• [REQUEST] Without the pictures, return all of the material exactly as written.

━━ INFORMATION PROVIDED

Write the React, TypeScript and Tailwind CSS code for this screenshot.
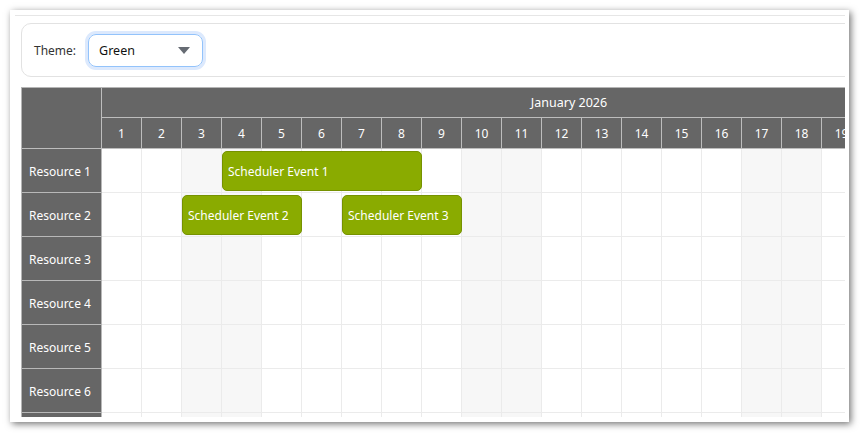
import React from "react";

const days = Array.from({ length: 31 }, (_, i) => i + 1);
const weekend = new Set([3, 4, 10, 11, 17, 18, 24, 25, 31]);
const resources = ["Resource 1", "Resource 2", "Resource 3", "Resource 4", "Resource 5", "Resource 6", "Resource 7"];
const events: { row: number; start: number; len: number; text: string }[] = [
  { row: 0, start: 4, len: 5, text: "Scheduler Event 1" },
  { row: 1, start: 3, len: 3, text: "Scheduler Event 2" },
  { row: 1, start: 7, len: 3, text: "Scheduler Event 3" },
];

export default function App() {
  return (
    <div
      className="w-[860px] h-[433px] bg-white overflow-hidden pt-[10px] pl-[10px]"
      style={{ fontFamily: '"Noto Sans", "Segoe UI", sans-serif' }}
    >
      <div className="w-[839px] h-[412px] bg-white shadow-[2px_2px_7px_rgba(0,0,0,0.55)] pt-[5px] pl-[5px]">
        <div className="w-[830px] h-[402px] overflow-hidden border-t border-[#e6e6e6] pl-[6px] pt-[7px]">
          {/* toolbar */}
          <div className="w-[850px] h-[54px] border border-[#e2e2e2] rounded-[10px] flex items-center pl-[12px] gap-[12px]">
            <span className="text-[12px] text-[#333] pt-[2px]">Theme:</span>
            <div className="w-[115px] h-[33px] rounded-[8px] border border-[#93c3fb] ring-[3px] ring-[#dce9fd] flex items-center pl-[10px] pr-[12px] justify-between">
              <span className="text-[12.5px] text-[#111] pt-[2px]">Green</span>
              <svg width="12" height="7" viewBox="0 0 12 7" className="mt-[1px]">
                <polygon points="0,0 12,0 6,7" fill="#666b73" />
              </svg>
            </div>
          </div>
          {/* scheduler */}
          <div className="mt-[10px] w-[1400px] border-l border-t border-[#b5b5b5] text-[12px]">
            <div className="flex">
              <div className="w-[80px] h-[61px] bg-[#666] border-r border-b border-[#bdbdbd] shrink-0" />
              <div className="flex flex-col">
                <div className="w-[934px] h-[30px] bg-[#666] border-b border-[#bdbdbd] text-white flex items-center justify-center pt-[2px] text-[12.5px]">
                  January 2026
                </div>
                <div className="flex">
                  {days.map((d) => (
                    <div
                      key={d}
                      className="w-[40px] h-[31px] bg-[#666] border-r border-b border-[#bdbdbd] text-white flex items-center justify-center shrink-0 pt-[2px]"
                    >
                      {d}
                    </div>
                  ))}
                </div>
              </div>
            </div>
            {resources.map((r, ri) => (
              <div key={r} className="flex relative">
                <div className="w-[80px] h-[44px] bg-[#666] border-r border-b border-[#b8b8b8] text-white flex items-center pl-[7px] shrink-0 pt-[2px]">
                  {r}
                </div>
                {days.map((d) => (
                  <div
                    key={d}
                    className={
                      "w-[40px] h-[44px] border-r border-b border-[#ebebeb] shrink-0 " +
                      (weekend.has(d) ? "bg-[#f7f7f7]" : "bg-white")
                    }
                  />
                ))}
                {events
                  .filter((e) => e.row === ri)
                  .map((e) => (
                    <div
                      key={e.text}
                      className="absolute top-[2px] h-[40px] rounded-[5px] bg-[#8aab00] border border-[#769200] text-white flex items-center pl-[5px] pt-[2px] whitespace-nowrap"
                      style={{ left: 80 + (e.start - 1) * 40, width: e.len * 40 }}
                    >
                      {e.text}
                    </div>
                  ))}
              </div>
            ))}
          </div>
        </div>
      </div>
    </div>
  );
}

━━━━

• [RESULT BELOW]
Write the React, TypeScript and Tailwind CSS code for this screenshot.
import React from "react";

const days = Array.from({ length: 31 }, (_, i) => i + 1);
const weekend = new Set([3, 4, 10, 11, 17, 18, 24, 25, 31]);
const resources = ["Resource 1", "Resource 2", "Resource 3", "Resource 4", "Resource 5", "Resource 6", "Resource 7"];
const events: { row: number; start: number; len: number; text: string }[] = [
  { row: 0, start: 4, len: 5, text: "Scheduler Event 1" },
  { row: 1, start: 3, len: 3, text: "Scheduler Event 2" },
  { row: 1, start: 7, len: 3, text: "Scheduler Event 3" },
];

export default function App() {
  return (
    <div
      className="w-[860px] h-[433px] bg-white overflow-hidden pt-[10px] pl-[10px]"
      style={{ fontFamily: '"Noto Sans", "Segoe UI", sans-serif' }}
    >
      <div className="w-[839px] h-[412px] bg-white shadow-[2px_2px_7px_rgba(0,0,0,0.55)] pt-[5px] pl-[5px]">
        <div className="w-[830px] h-[402px] overflow-hidden border-t border-[#e6e6e6] pl-[6px] pt-[7px]">
          {/* toolbar */}
          <div className="w-[850px] h-[54px] border border-[#e2e2e2] rounded-[10px] flex items-center pl-[12px] gap-[12px]">
            <span className="text-[12px] text-[#333] pt-[2px]">Theme:</span>
            <div className="w-[115px] h-[33px] rounded-[8px] border border-[#93c3fb] ring-[3px] ring-[#dce9fd] flex items-center pl-[10px] pr-[12px] justify-between">
              <span className="text-[12.5px] text-[#111] pt-[2px]">Green</span>
              <svg width="12" height="7" viewBox="0 0 12 7" className="mt-[1px]">
                <polygon points="0,0 12,0 6,7" fill="#666b73" />
              </svg>
            </div>
          </div>
          {/* scheduler */}
          <div className="mt-[10px] w-[1400px] border-l border-t border-[#b5b5b5] text-[12px]">
            <div className="flex">
              <div className="w-[80px] h-[61px] bg-[#666] border-r border-b border-[#bdbdbd] shrink-0" />
              <div className="flex flex-col">
                <div className="w-[934px] h-[30px] bg-[#666] border-b border-[#bdbdbd] text-white flex items-center justify-center pt-[2px] text-[12.5px]">
                  January 2026
                </div>
                <div className="flex">
                  {days.map((d) => (
                    <div
                      key={d}
                      className="w-[40px] h-[31px] bg-[#666] border-r border-b border-[#bdbdbd] text-white flex items-center justify-center shrink-0 pt-[2px]"
                    >
                      {d}
                    </div>
                  ))}
                </div>
              </div>
            </div>
            {resources.map((r, ri) => (
              <div key={r} className="flex relative">
                <div className="w-[80px] h-[44px] bg-[#666] border-r border-b border-[#b8b8b8] text-white flex items-center pl-[7px] shrink-0 pt-[2px]">
                  {r}
                </div>
                {days.map((d) => (
                  <div
                    key={d}
                    className={
                      "w-[40px] h-[44px] border-r border-b border-[#ebebeb] shrink-0 " +
                      (weekend.has(d) ? "bg-[#f7f7f7]" : "bg-white")
                    }
                  />
                ))}
                {events
                  .filter((e) => e.row === ri)
                  .map((e) => (
                    <div
                      key={e.text}
                      className="absolute top-[2px] h-[40px] rounded-[5px] bg-[#8aab00] border border-[#769200] text-white flex items-center pl-[5px] pt-[2px] whitespace-nowrap"
                      style={{ left: 80 + (e.start - 1) * 40, width: e.len * 40 }}
                    >
                      {e.text}
                    </div>
                  ))}
              </div>
            ))}
          </div>
        </div>
      </div>
    </div>
  );
}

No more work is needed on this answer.